Task requirements. Copy out every line in the entries below that includes "this".

Provided entries.
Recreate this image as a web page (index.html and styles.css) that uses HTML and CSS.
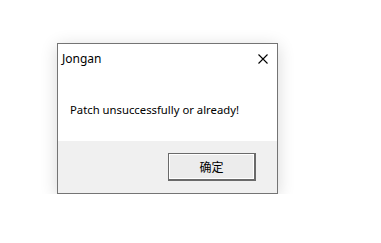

--

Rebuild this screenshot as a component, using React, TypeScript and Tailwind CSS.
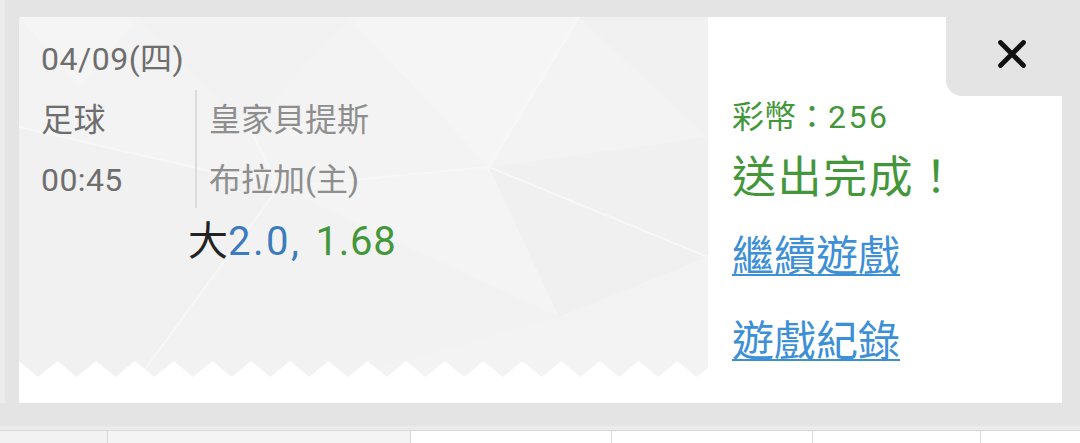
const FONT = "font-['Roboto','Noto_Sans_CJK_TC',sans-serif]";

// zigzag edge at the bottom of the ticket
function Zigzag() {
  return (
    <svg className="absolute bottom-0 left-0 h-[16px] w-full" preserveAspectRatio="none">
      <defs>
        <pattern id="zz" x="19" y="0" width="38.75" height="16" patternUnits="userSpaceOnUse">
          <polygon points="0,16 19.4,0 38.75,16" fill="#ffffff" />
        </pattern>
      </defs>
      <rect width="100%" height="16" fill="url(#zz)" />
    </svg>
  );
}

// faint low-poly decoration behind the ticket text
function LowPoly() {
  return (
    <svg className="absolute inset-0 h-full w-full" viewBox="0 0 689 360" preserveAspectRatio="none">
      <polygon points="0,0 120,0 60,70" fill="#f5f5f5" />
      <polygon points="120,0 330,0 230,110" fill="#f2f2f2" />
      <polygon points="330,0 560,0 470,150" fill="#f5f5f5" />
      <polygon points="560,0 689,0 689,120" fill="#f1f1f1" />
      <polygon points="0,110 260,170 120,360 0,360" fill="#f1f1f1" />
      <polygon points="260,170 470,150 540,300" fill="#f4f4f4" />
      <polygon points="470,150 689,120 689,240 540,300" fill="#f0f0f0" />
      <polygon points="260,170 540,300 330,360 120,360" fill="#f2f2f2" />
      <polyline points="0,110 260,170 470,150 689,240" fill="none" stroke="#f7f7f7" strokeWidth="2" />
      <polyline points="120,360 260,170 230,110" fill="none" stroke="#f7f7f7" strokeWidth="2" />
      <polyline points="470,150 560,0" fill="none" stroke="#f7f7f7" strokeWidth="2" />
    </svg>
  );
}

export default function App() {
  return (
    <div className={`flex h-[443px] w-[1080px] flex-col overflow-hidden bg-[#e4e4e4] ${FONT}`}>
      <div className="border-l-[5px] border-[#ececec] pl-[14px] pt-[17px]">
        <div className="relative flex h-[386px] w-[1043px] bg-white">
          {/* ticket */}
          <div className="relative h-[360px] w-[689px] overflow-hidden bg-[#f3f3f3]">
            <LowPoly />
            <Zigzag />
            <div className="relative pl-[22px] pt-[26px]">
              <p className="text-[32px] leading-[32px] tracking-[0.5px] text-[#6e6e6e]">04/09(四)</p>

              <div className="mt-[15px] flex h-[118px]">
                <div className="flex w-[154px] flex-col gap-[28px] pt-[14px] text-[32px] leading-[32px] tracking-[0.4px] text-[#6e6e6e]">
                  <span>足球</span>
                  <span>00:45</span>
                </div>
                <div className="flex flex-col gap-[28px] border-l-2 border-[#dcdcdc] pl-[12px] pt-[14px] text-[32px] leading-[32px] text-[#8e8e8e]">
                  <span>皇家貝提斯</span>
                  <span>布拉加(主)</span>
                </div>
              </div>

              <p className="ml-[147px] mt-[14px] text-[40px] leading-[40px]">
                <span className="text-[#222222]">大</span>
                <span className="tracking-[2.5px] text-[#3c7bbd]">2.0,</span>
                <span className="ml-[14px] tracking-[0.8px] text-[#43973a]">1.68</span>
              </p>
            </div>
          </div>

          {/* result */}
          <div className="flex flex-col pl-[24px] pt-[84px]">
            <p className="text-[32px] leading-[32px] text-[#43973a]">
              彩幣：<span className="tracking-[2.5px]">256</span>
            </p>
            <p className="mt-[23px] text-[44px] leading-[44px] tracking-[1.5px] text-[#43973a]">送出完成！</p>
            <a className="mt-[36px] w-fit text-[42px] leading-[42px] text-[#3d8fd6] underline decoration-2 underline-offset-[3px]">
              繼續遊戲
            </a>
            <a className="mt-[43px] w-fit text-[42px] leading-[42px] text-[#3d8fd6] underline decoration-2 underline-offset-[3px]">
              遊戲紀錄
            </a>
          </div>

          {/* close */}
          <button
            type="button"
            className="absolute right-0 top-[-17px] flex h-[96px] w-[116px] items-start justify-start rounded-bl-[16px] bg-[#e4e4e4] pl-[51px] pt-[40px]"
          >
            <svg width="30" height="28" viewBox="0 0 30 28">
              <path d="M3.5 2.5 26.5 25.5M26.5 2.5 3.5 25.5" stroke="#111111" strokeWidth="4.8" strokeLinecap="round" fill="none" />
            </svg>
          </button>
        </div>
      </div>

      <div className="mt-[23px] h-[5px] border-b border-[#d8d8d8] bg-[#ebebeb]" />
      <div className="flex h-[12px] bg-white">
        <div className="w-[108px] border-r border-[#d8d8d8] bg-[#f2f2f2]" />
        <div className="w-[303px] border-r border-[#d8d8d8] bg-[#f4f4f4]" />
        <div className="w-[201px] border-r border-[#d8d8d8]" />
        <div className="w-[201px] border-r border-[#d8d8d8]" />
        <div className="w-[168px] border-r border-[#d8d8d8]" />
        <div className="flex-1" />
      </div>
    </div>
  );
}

Written solution.
Recreate this image as a web page (index.html and styles.css) that uses HTML and CSS.
Rebuild this screenshot as a component, using React, TypeScript and Tailwind CSS.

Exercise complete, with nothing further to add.